When I was a girl, at the beginning of Thanksgiving dinner, my family would sing a beautiful old hymn, We Gather Together, the most traditional Thanksgiving song, written in 1597. I loved the melody and the tradition and didn’t think much about the words. But in my 20s, with my newly critical eye, I scrutinized the lyrics and was horrified by the self-righteous meaning I found.
“We gather together to ask the Lord’s blessing /He hastens and chastens His will to make known / The wicked oppressing… Sing praises to His name / He forgets not His own.” In other words, we have so much food on this table because God has seen our righteousness and rewarded it with abundance. Those other people, the poor ones with less on their table? God is punishing them (“chastening” them) for their bad behavior. A smug, Calvinist approach to giving thanks!
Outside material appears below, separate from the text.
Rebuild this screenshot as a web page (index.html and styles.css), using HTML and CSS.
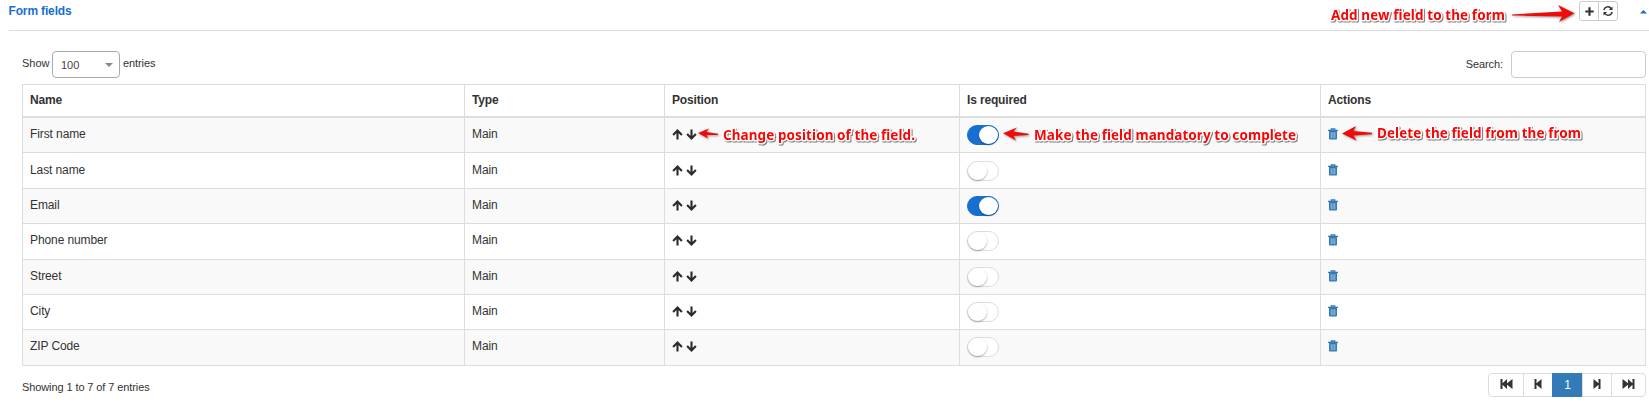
FILE: index.html
```html
<!DOCTYPE html>
<html lang="en">
<head>
<meta charset="utf-8">
<title>Form fields</title>
<link rel="stylesheet" href="styles.css">
</head>
<body>
<svg width="0" height="0" class="defs" aria-hidden="true">
  <symbol id="up" viewBox="0 0 11 11"><path d="M5.5 10.4V2M1.1 6L5.5 1.5L9.9 6" fill="none" stroke="#2b2b2b" stroke-width="2.1"/></symbol>
  <symbol id="down" viewBox="0 0 11 11"><path d="M5.5 .6V9M1.1 5L5.5 9.5L9.9 5" fill="none" stroke="#2b2b2b" stroke-width="2.1"/></symbol>
  <symbol id="trash" viewBox="0 0 10 12"><path d="M3.2 2V.8H6.8V2M0 2.4H10" fill="none" stroke="#337ab7" stroke-width="1.2"/><path d="M1 3H9V10.5Q9 11.5 8 11.5H2Q1 11.5 1 10.5Z" fill="#337ab7"/><path d="M3.2 4.2V10.2M5 4.2V10.2M6.8 4.2V10.2" stroke="#b9d2e8" stroke-width=".8"/></symbol>
</svg>
<header class="panel-head">
  <h2 class="title">Form fields</h2>
  <div class="tools">
    <button class="tool"><svg width="9" height="9" viewBox="0 0 9 9"><path d="M4.5 .3V8.7M.3 4.5H8.7" stroke="#333" stroke-width="2.2"/></svg></button>
    <button class="tool"><svg width="10" height="10" viewBox="0 0 10 10"><path d="M.9 4.2A4 4 0 0 1 8.2 2.6M9.1 5.8A4 4 0 0 1 1.8 7.4" fill="none" stroke="#333" stroke-width="1.4"/><path d="M9.5 .4V4H5.9ZM.5 9.6V6H4.1Z" fill="#333"/></svg></button>
  </div>
  <svg class="caret" width="7" height="4" viewBox="0 0 7 4"><path d="M0 3.5L3.5 0L7 3.5Z" fill="#1670cf"/></svg>
</header>
<main class="panel">
  <div class="controls">
    <span class="show">Show</span>
    <div class="select"><span>100</span><svg width="8" height="4" viewBox="0 0 8 4"><path d="M0 0H8L4 4Z" fill="#888"/></svg></div>
    <span class="entries">entries</span>
    <label class="search" for="q">Search:</label>
    <input class="query" id="q" type="text">
  </div>
  <table class="grid">
    <colgroup><col class="c1"><col class="c2"><col class="c3"><col class="c4"><col class="c5"></colgroup>
    <thead><tr><th>Name</th><th>Type</th><th>Position</th><th>Is required</th><th>Actions</th></tr></thead>
    <tbody>
      <tr class="odd"><td>First name</td><td>Main</td><td><div class="moves"><svg><use href="#up"/></svg><svg><use href="#down"/></svg></div></td><td><div class="switch on"></div></td><td><svg class="trash"><use href="#trash"/></svg></td></tr>
      <tr class="tall low"><td>Last name</td><td>Main</td><td><div class="moves"><svg><use href="#up"/></svg><svg><use href="#down"/></svg></div></td><td><div class="switch"></div></td><td><svg class="trash"><use href="#trash"/></svg></td></tr>
      <tr class="odd"><td>Email</td><td>Main</td><td><div class="moves"><svg><use href="#up"/></svg><svg><use href="#down"/></svg></div></td><td><div class="switch on"></div></td><td><svg class="trash"><use href="#trash"/></svg></td></tr>
      <tr class="tall"><td>Phone number</td><td>Main</td><td><div class="moves"><svg><use href="#up"/></svg><svg><use href="#down"/></svg></div></td><td><div class="switch"></div></td><td><svg class="trash"><use href="#trash"/></svg></td></tr>
      <tr class="odd"><td>Street</td><td>Main</td><td><div class="moves"><svg><use href="#up"/></svg><svg><use href="#down"/></svg></div></td><td><div class="switch"></div></td><td><svg class="trash"><use href="#trash"/></svg></td></tr>
      <tr><td>City</td><td>Main</td><td><div class="moves"><svg><use href="#up"/></svg><svg><use href="#down"/></svg></div></td><td><div class="switch"></div></td><td><svg class="trash"><use href="#trash"/></svg></td></tr>
      <tr class="odd tall"><td>ZIP Code</td><td>Main</td><td><div class="moves"><svg><use href="#up"/></svg><svg><use href="#down"/></svg></div></td><td><div class="switch"></div></td><td><svg class="trash"><use href="#trash"/></svg></td></tr>
    </tbody>
  </table>
  <footer class="foot">
    <span class="info">Showing 1 to 7 of 7 entries</span>
    <div class="pages">
      <a class="page wide"><svg width="13" height="10" viewBox="0 0 13 10"><path d="M.5 0H2.5V4.3L7 0V4.3L12.5 0V10L7 5.7V10L2.5 5.7V10H.5Z" fill="#333"/></svg></a>
      <a class="page"><svg width="8" height="10" viewBox="0 0 8 10"><path d="M.5 0H2.5V4.3L7.5 0V10L2.5 5.7V10H.5Z" fill="#333"/></svg></a>
      <a class="page active">1</a>
      <a class="page"><svg width="8" height="10" viewBox="0 0 8 10"><path d="M7.5 0H5.5V4.3L.5 0V10L5.5 5.7V10H7.5Z" fill="#333"/></svg></a>
      <a class="page wide"><svg width="13" height="10" viewBox="0 0 13 10"><path d="M12.5 0H10.5V4.3L6 0V4.3L.5 0V10L6 5.7V10L10.5 5.7V10H12.5Z" fill="#333"/></svg></a>
    </div>
  </footer>
</main>
<svg class="notes" width="1649" height="404" viewBox="0 0 1649 404">
  <g class="arrow">
    <path d="M1512 14.4L1562 11.6L1558 5L1574.5 13.3L1559 22L1562 16.4L1512 15.6Z"/>
    <path d="M698 133L709 128.5L706.5 132L718 133.8V135L706.5 135L708 138.5Z"/>
    <path d="M1003 133.3L1017 127.5L1013.5 131.5L1028.5 133.8V135L1013.5 136L1016 140.5Z"/>
    <path d="M1342 133.5L1356 126L1353.5 131L1372 132.7V134.2L1353.5 135.6L1356.5 140.5Z"/>
  </g>
  <g class="note">
    <text x="1331" y="20" textLength="174">Add new field to the form</text>
    <text x="723" y="140" textLength="192">Change position of the field.</text>
    <text x="1034" y="140" textLength="262">Make the field mandatory to complete</text>
    <text x="1377" y="138" textLength="204">Delete the field from the from</text>
  </g>
</svg>
</body>
</html>
```
FILE: styles.css
```css
* { box-sizing: border-box; }
body {
  margin: 0;
  width: 1649px;
  height: 404px;
  overflow: hidden;
  position: relative;
  background: #fff;
  color: #333;
  font: 11px/16px "Liberation Sans", Arial, sans-serif;
}
svg { display: block; }
.defs { position: absolute; }
.panel-head {
  display: flex;
  height: 31px;
  margin-left: 9px;
  border-bottom: 1px solid #ddd;
}
.title {
  margin: 3px 0 0 -.5px;
  font-size: 12px;
  line-height: 16px;
  letter-spacing: -.15px;
  color: #1670cf;
}
.tools { display: flex; height: 20px; margin: 1px 22px 0 auto; }
.tool {
  display: flex;
  align-items: center;
  justify-content: center;
  width: 20px;
  padding: 0;
  border: 1px solid #ccc;
  border-radius: 3px 0 0 3px;
  background: #fff;
}
.tool + .tool { margin-left: -1px; border-radius: 0 3px 3px 0; }
.caret { margin: 10px 2px 0 0; }
.panel { padding: 20px 3px 0 22px; }
.controls { display: flex; height: 33px; }
.show { width: 30px; padding-top: 4px; }
.entries { margin-left: 3px; padding-top: 4px; letter-spacing: -.1px; }
.select {
  display: flex;
  align-items: center;
  justify-content: space-between;
  width: 68px;
  height: 27px;
  padding: 1px 6px 0 8px;
  border: 1px solid #aaa;
  border-radius: 4px;
  font-size: 11px;
  color: #444;
}
.search { margin-left: auto; padding-top: 5px; letter-spacing: -.1px; }
.query {
  width: 135px;
  height: 27px;
  margin-left: 8px;
  border: 1px solid #ccc;
  border-radius: 4px;
  background: #fff;
}
.grid {
  width: 1624px;
  table-layout: fixed;
  border-collapse: separate;
  border-spacing: 0;
  border-top: 1px solid #ddd;
  border-left: 1px solid #ddd;
  font-size: 12px;
}
.c1 { width: 442px; }
.c2 { width: 200px; }
.c3 { width: 295px; }
.c4 { width: 361px; }
.c5 { width: 325px; }
.grid th {
  height: 33px;
  padding: 7px 7px 0;
  text-align: left;
  vertical-align: top;
  border-right: 1px solid #ddd;
  border-bottom: 2px solid #ddd;
  letter-spacing: -.15px;
}
.grid td {
  height: 35px;
  padding: 8px 7px 0;
  vertical-align: top;
  border-right: 1px solid #ddd;
  border-bottom: 1px solid #ddd;
  letter-spacing: -.1px;
}
.tall td { height: 36px; }
.low td { padding-top: 9px; }
.odd td { background: #f9f9f9; }
.moves { display: flex; gap: 3px; padding-top: 3px; }
.moves svg { width: 11px; height: 11px; }
.trash { width: 10px; height: 12px; margin-top: 2px; }
.switch {
  width: 32px;
  height: 20px;
  margin: -1px 0 0;
  border: 1px solid #ddd;
  border-radius: 10px;
  background: #fff;
}
.switch::before {
  content: "";
  display: block;
  width: 19px;
  height: 18px;
  border-radius: 50%;
  background: #fff;
  box-shadow: 0 1px 2px rgba(0, 0, 0, .32);
}
.switch.on { border-color: #1670cf; background: #1670cf; }
.switch.on::before { margin-left: 11px; }
.foot { display: flex; justify-content: space-between; padding-top: 7px; }
.info { padding-top: 6px; letter-spacing: -.1px; }
.pages { display: flex; height: 24px; }
.page {
  display: flex;
  align-items: center;
  justify-content: center;
  width: 30px;
  margin-left: -1px;
  padding-bottom: 2px;
  border: 1px solid #ddd;
  font-size: 12px;
}
.page.wide { width: 36px; }
.page:first-child { border-radius: 4px 0 0 4px; }
.page:last-child { border-radius: 0 4px 4px 0; width: 35px; }
.page.active { width: 31px; padding: 0; background: #337ab7; border-color: #337ab7; color: #fff; }
.notes { position: absolute; left: 0; top: 0; pointer-events: none; }
.arrow {
  fill: #f00a0a;
  filter: drop-shadow(1px 1px 1px rgba(0, 0, 0, .4));
}
.note {
  font: bold 13.5px "Noto Sans", "Open Sans", sans-serif;
  fill: #fa0505;
  stroke: #fff;
  stroke-width: 3px;
  stroke-linejoin: round;
  paint-order: stroke;
  filter: drop-shadow(1px 1px .7px rgba(0, 0, 0, .5));
}
```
So when I was 23, I wrote new words to the song:
We gather together to ask for God’s blessing
On the harvest we’ve reaped from the work that we’ve done
The fruits of the earth and the fruits of our loving
All good things come from God, and with God we are one.
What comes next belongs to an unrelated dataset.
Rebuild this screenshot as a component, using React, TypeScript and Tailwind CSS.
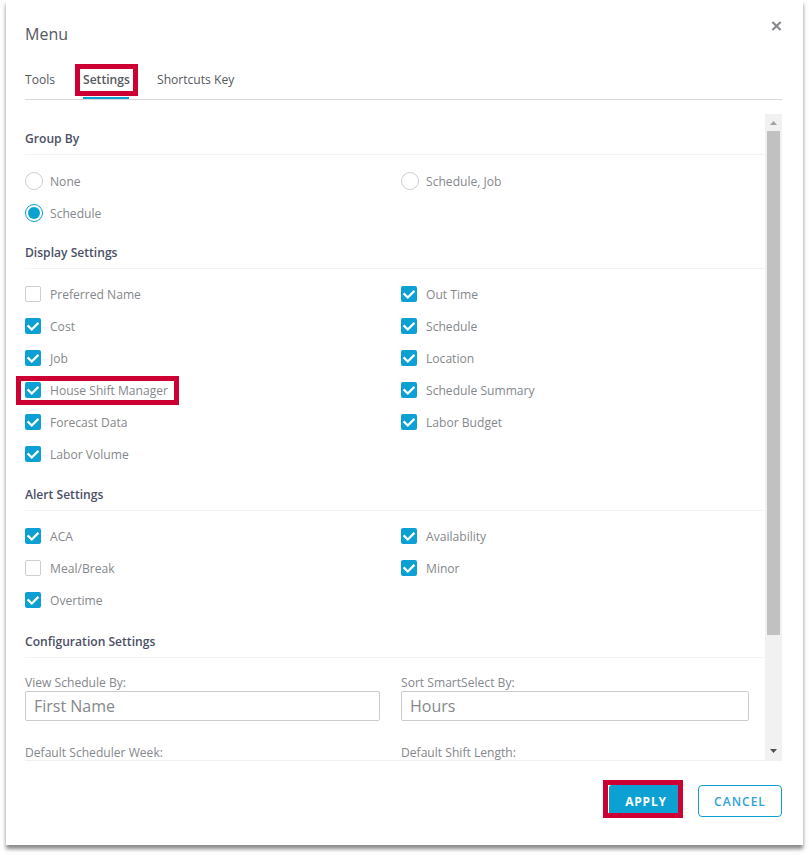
import type { ReactNode } from "react";

type Option = { label: string; checked?: boolean; highlighted?: boolean };

function Check({ checked }: { checked?: boolean }) {
  if (!checked) {
    return <span className="size-4 shrink-0 rounded-[2px] border border-[#cfcfcf] bg-white" />;
  }
  return (
    <span className="flex size-4 shrink-0 items-center justify-center rounded-[2px] bg-[#0ca1d2]">
      <svg width="16" height="16" viewBox="0 0 16 16" fill="none" stroke="#fff" strokeWidth="2.2">
        <path d="M2.6 7.4 6.8 11.5 13.4 4.9" />
      </svg>
    </span>
  );
}

function Radio({ checked }: { checked?: boolean }) {
  return (
    <span
      className={
        checked
          ? "flex size-[18px] shrink-0 items-center justify-center rounded-full border border-[#0ca1d2]"
          : "size-[18px] shrink-0 rounded-full border border-[#cfcfcf]"
      }
    >
      {checked && <span className="size-3 rounded-full bg-[#0ca1d2]" />}
    </span>
  );
}

function SectionTitle({ children }: { children: ReactNode }) {
  return (
    <h2 className="flex h-[33px] items-center border-b border-[#f3f3f3] pt-[3px] font-semibold text-[#4b4f66]">
      {children}
    </h2>
  );
}

function CheckRow({ label, checked, highlighted }: Option) {
  return (
    <label className="relative flex h-8 items-center gap-[9px]">
      <Check checked={checked} />
      <span className="pt-[3px]">{label}</span>
      {highlighted && (
        <span className="absolute top-0.5 -left-[9px] h-[29px] w-[163px] border-[5px] border-[#cc0033]" />
      )}
    </label>
  );
}

function RadioRow({ label, checked }: Option) {
  return (
    <label className="flex h-8 items-center gap-[7px]">
      <Radio checked={checked} />
      <span className="pt-[3px]">{label}</span>
    </label>
  );
}

function Columns({ left, right }: { left: ReactNode; right: ReactNode }) {
  return (
    <div className="flex">
      <div className="w-[376px]">{left}</div>
      <div className="flex-1">{right}</div>
    </div>
  );
}

function Field({ label, value }: { label: string; value: string }) {
  return (
    <div>
      <div className="h-[18px] pt-px leading-[18px]">{label}</div>
      <div className="flex h-[30px] items-center rounded-[2px] border border-[#cbcbcb] px-2 text-base">
        {value}
      </div>
    </div>
  );
}

const checks = (items: Option[]) => items.map((o) => <CheckRow key={o.label} {...o} />);

const displayLeft: Option[] = [
  { label: "Preferred Name" },
  { label: "Cost", checked: true },
  { label: "Job", checked: true },
  { label: "House Shift Manager", checked: true, highlighted: true },
  { label: "Forecast Data", checked: true },
  { label: "Labor Volume", checked: true },
];

const displayRight: Option[] = [
  { label: "Out Time", checked: true },
  { label: "Schedule", checked: true },
  { label: "Location", checked: true },
  { label: "Schedule Summary", checked: true },
  { label: "Labor Budget", checked: true },
];

const alertLeft: Option[] = [
  { label: "ACA", checked: true },
  { label: "Meal/Break" },
  { label: "Overtime", checked: true },
];

const alertRight: Option[] = [
  { label: "Availability", checked: true },
  { label: "Minor", checked: true },
];

export default function App() {
  return (
    <div className="h-[855px] w-[809px] overflow-hidden bg-white pl-1.5 font-['Open_Sans','Noto_Sans',sans-serif] text-[12.1px] text-[#85888c]">
      <div className="flex h-[845px] w-[797px] flex-col bg-white pr-[21px] pl-[19px] shadow-[0_4px_4px_rgba(70,74,74,0.65)]">
        <header className="flex h-[62px] shrink-0 justify-between">
          <h1 className="pt-[22px] text-base leading-6 text-[#55585e]">Menu</h1>
          <svg className="mt-[21px]" width="11" height="10" viewBox="0 0 11 10" stroke="#85888d" strokeWidth="2.2">
            <path d="M1.4 1 9.6 9M9.6 1 1.4 9" />
          </svg>
        </header>

        <nav className="flex h-[38px] shrink-0 border-b border-[#d9d9d9] text-[#55585e]">
          <span className="w-[58px] pt-2 leading-5">Tools</span>
          <span className="relative w-[46px] border-b-2 border-[#0ca1d2] pt-2 leading-5 font-semibold">
            Settings
            <span className="absolute top-0.5 -left-2 h-8 w-[63px] border-[5px] border-[#cc0033]" />
          </span>
          <span className="ml-7 pt-2 leading-5">Shortcuts Key</span>
        </nav>

        <main className="mt-3.5 flex h-[647px] shrink-0 border-b border-[#f0f0f0]">
          <div className="-ml-2.5 h-[646px] w-[750px] overflow-hidden pt-2 pl-2.5">
            <SectionTitle>Group By</SectionTitle>
            <div className="pt-2.5 pb-[7px]">
              <Columns
                left={
                  <>
                    <RadioRow label="None" />
                    <RadioRow label="Schedule" checked />
                  </>
                }
                right={<RadioRow label="Schedule, Job" />}
              />
            </div>
            <SectionTitle>Display Settings</SectionTitle>
            <div className="pt-[9px] pb-2">
              <Columns left={checks(displayLeft)} right={checks(displayRight)} />
            </div>
            <SectionTitle>Alert Settings</SectionTitle>
            <div className="pt-[9px] pb-[9px]">
              <Columns left={checks(alertLeft)} right={checks(alertRight)} />
            </div>
            <SectionTitle>Configuration Settings</SectionTitle>
            <div className="flex pt-[15px]">
              <div className="mr-[21px] flex w-[355px] flex-col gap-[22px]">
                <Field label="View Schedule By:" value="First Name" />
                <Field label="Default Scheduler Week:" value="" />
              </div>
              <div className="flex w-[348px] flex-col gap-[22px]">
                <Field label="Sort SmartSelect By:" value="Hours" />
                <Field label="Default Shift Length:" value="" />
              </div>
            </div>
          </div>
          <div className="flex w-[17px] shrink-0 flex-col items-center bg-[#f1f1f1]">
            <svg className="shrink-0" width="17" height="17" viewBox="0 0 17 17">
              <path d="M5 11h7L8.500 7z" fill="#a3a3a3" />
            </svg>
            <div className="h-[504px] w-[13px] bg-[#c1c1c1]" />
            <svg className="mt-auto shrink-0" width="17" height="17" viewBox="0 0 17 17">
              <path d="M5 6h7l-3.500 4z" fill="#505050" />
            </svg>
          </div>
        </main>

        <footer className="flex justify-end pt-[19px] text-xs font-semibold">
          <button className="mr-[15px] flex h-[38px] w-20 border-[5px] border-[#cc0033] bg-white pl-px font-bold tracking-[0.8px] text-white">
            <span className="flex h-full flex-1 items-center justify-center rounded-tl-[3px] bg-[#0ca1d2] pt-1.5 pl-[5px]">
              APPLY
            </span>
          </button>
          <button className="mt-[5px] flex h-8 w-[84px] items-center justify-center rounded-[4px] border border-[#0ca1d2] pt-0.5 tracking-[1px] text-[#2fa3d3]">
            CANCEL
          </button>
        </footer>
      </div>
    </div>
  );
}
The seasons have taken us round one more cycle
Through winter and springtime and summer and fall
Give thanks for the earth and give thanks for its turning
Give thanks for all the gifts this year brought to us all.
For the past 30 years my family has sung this de-Calvinized version before digging into our turkey.
It strikes me now, though, that there could be an even humbler approach to Thanksgiving. My song lyrics attribute our blessings to the earth and to love – but also to “the work that we’ve done” and “our work.” This double mention of work seems to carry a faint whiff of the old Calvinist self-satisfaction.
Is work the main source of our abundance? Thankfully, my sisters and I are all employed homeowners, no-one in foreclosure, all easily able to afford to pile our Thanksgiving table with festive food – which sets us apart from at least a quarter of our fellow Americans and from billions globally. Yes, we’ve worked hard to become prosperous. But so many factors in our comfort have been unrelated to our own efforts. We’re white, heirs to decades and centuries of policies favoring our racial category, as I learned while researching The Color of Wealth [link xxx]. Our parents went to college, and not only did they pay for our college education, but they also passed on those intangible forms of cultural capital (accent, tastes and manners) that makes us seem competent to potential employers, responsible to mortgage lenders, and innocent to law enforcement. Our blessings come in great part from these advantages that many others, just as smart and hard-working, don’t have.
In the TED Talk Class Action board member Chuck Collins just gave, he contrasts today’s “don’t tax me, I worked hard to build my wealth” attitudes with his rich great-grandfather’s value of giving back to society. What made the difference? An attitude that “I didn’t do it alone” (the title of a United for a Fair Economy report, basis of a forthcoming book): all wealth accumulation comes through pooling many people’s labor, through public investment in infrastructure and education, and through regulations about how the fruits of labor are distributed, such as legally requiring that stockholders’ interests come first. What if as we gave thanks today, we turned our attention to the vast natural, economic and political systems in which we are embedded, and from which both our blessings and our shortages flow? How would such a humbler Thanksgiving be celebrated?
In one humble tradition, hundreds of thousands volunteer are bringing or serving food to hungry people on this holiday, doing on one day a year what our society should do every day: make sure everyone has enough to eat. The combination of feasting and volunteering to share food seems like a more balanced way to give thanks.
And hundreds of white people are joining in the Native American “National Day of Mourning” observances at Plymouth Rock and elsewhere, sharing the grief that this nation grew strong on land brutally stolen from indigenous people. That’s an example of a very humble attitude towards our blessings, recognizing that to some extent our abundance comes at the expense of others’ deprivation; our ancestors had the chance to get ahead because others were enslaved, underpaid and conquered.
I can imagine writing a verse to my family’s Thanksgiving song with even more humility in it, one that sings about the unfair roots of some of our prosperity, acknowledges the social as well as natural sources of our blessings, and commits us to working for a fairer future.